E ao que consta, cada um desses personagens arquétipos representava personagens reais da vida cultural brasileira. Shopel, o poeta corrompido simpatizante de Hitler seria   Augusto Frederico Schmidt. Saquita, o trotskysta linha auxiliar do imperialismo anticomunista, seria Hermínio Sacchetta. Cícero, o intelectual marxista de origem burguesa, seria o historiador Caio Prado Júnior. E Hermes Resende, o acadêmico social democrata e oportunista, seria Gilberto Freire.

Dois anos depois da publicação do terceiro volume dos Subterrâneos da Liberdade, um evento dilacerante daria ensejo a uma crise mundial do movimento comunista.  

Com a morte de Stálin, Nikita Kruschev, no XX Congresso do PC (1956), apresenta um relatório denunciando seu antecessor, o que levaria diversos grupos políticos a romperem com a orientação soviética.

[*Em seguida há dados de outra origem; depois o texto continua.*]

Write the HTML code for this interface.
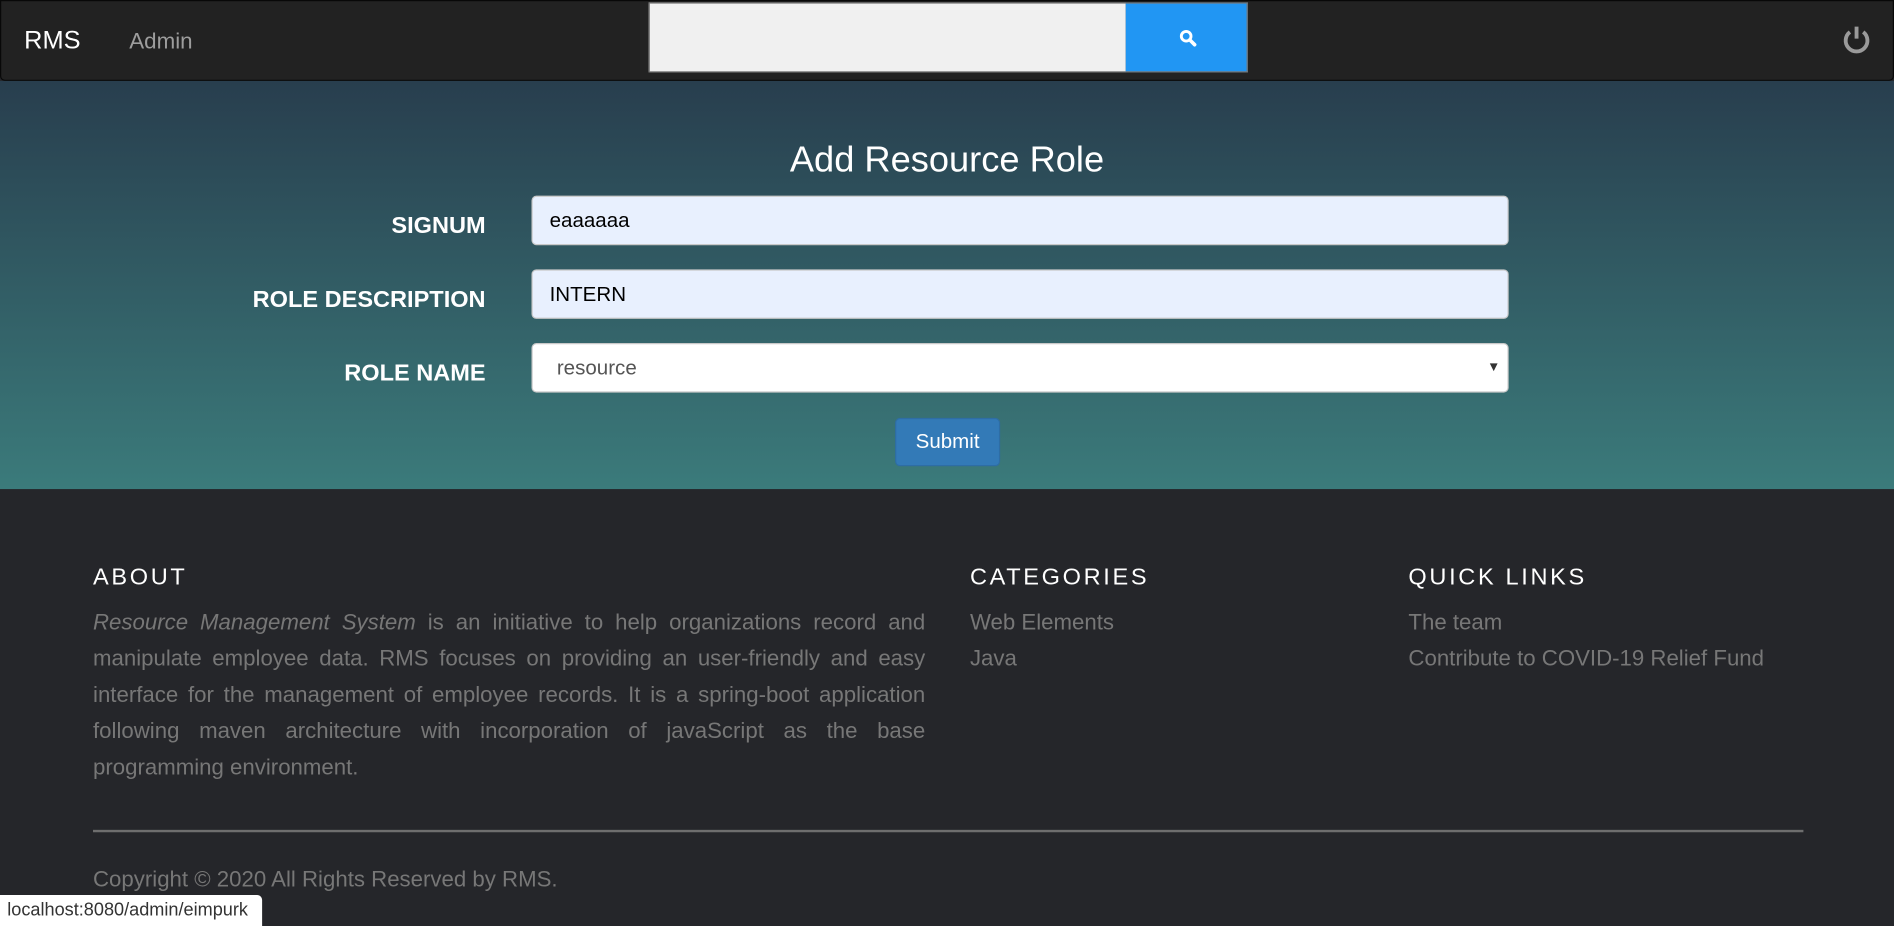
<!DOCTYPE html>
<html><head><meta charset="utf-8"><style>
html,body{margin:0;padding:0;width:1894px;height:926px;overflow:hidden;background:#25262a}
#w{position:absolute;left:0;top:0;width:1568px;height:767px;transform:scale(1.20791);transform-origin:0 0;font-family:"Liberation Sans",Arial,sans-serif;overflow:hidden}
.a{position:absolute}
nav{position:absolute;left:0;top:0;width:1566px;height:65px;background:#222;border:1px solid #080808;border-radius:0 0 4px 4px}
.lbl{position:absolute;right:1166px;width:300px;text-align:right;color:#fff;font-weight:bold;font-size:19.5px}
.inp{position:absolute;left:440px;width:807px;height:39px;background:#e8f0fe;border:1px solid #c8c8c8;border-radius:4px;font-size:17px;color:#000;line-height:39px;box-sizing:content-box}
.ft{color:#fff;font-size:19.5px;letter-spacing:2.2px}
.fl{color:#777;font-size:18.4px;line-height:30px}
</style></head><body><div id="w">
<nav>
<div class="a" style="left:19px;top:21px;color:#fff;font-size:21px">RMS</div>
<div class="a" style="left:106px;top:22px;color:#9d9d9d;font-size:18.5px">Admin</div>
<div class="a" style="left:536px;top:1px;width:394px;height:56px;background:#f0f0f0;border:1px solid #777;border-right:none"></div>
<div class="a" style="left:931px;top:1px;width:100px;height:56px;background:#2196f3;border:1px solid #777;border-left:none"></div>
<svg class="a" style="left:974px;top:22px" width="16" height="16" viewBox="0 0 16 16"><circle cx="7" cy="7" r="4" fill="none" stroke="#fff" stroke-width="2.4"/><path d="M10 10l4 4" stroke="#fff" stroke-width="3" stroke-linecap="round"/></svg>
<svg class="a" style="left:1522px;top:17px" width="28" height="28" viewBox="0 0 28 28"><path d="M8.5 8.5A9 9 0 1 0 19.5 8.5" fill="none" stroke="#9a9a9a" stroke-width="3.2"/><path d="M14 4v10" stroke="#9a9a9a" stroke-width="3.2"/></svg>
</nav>
<div class="a" style="left:0;top:67px;width:1568px;height:338px;background:linear-gradient(#283e4e,#3b7b7b)"></div>
<div class="a" style="left:0;top:116px;width:1568px;text-align:center;color:#fff;font-size:30px">Add Resource Role</div>
<div class="lbl" style="top:176px">SIGNUM</div>
<div class="lbl" style="top:237px">ROLE DESCRIPTION</div>
<div class="lbl" style="top:298px">ROLE NAME</div>
<div class="inp" style="top:162px"><span style="margin-left:14px">eaaaaaa</span></div>
<div class="inp" style="top:223px"><span style="margin-left:14px">INTERN</span></div>
<div class="inp" style="top:284px;background:#fff;color:#555"><span style="margin-left:20px">resource</span><span style="position:absolute;right:6px;top:0;font-size:11px;color:#333">▼</span></div>
<div class="a" style="left:741px;top:346px;width:85px;height:38px;background:#337ab7;border:1px solid #2e6da4;border-radius:4px;color:#fff;font-size:17px;line-height:38px;text-align:center">Submit</div>
<div class="a" style="left:0;top:405px;width:1568px;height:362px;background:#25262a"></div>
<div class="a ft" style="left:77px;top:467px">ABOUT</div>
<div class="a ft" style="left:803px;top:467px">CATEGORIES</div>
<div class="a ft" style="left:1166px;top:467px">QUICK LINKS</div>
<div class="a fl" style="left:77px;top:500px;width:689px;text-align:justify"><i>Resource Management System</i> is an initiative to help organizations record and manipulate employee data. RMS focuses on providing an user-friendly and easy interface for the management of employee records. It is a spring-boot application following maven architecture with incorporation of javaScript as the base programming environment.</div>
<div class="a fl" style="left:803px;top:500px">Web Elements<br>Java</div>
<div class="a fl" style="left:1166px;top:500px">The team<br>Contribute to COVID-19 Relief Fund</div>
<div class="a" style="left:77px;top:687px;width:1416px;height:2px;background:#6e6e6e"></div>
<div class="a fl" style="left:77px;top:713px">Copyright © 2020 All Rights Reserved by RMS.</div>
<div class="a" style="left:0;top:741px;width:217px;height:26px;background:#fff;border-top-right-radius:4px;color:#333;font-size:15px;line-height:26px;padding-left:6px;box-sizing:border-box;white-space:nowrap">localhost:8080/admin/eimpurk</div>
</div></body></html>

O desencanto de alguns, como Carlos Marighella, levou-os à ruptura pela esquerda, com a defesa da revolução armada urbana, sob o impacto e influência da Revolução Cubana. Outros aderiram ao maoismo, com a sua proposta de revolução camponesa. Já Jorge Amado se afastaria dos comunistas na década de 1950, a partir de quando abandonaria o horizonte do realismo soviético e do culto à personalidade de Stálin e de Luís Carlos Prestes. São dessa segunda fase romances não tão abertamente ideológicos como “Gabriela Cravo e Canela” (1958) e “Dona Flor e Seus Dois Maridos” (1966).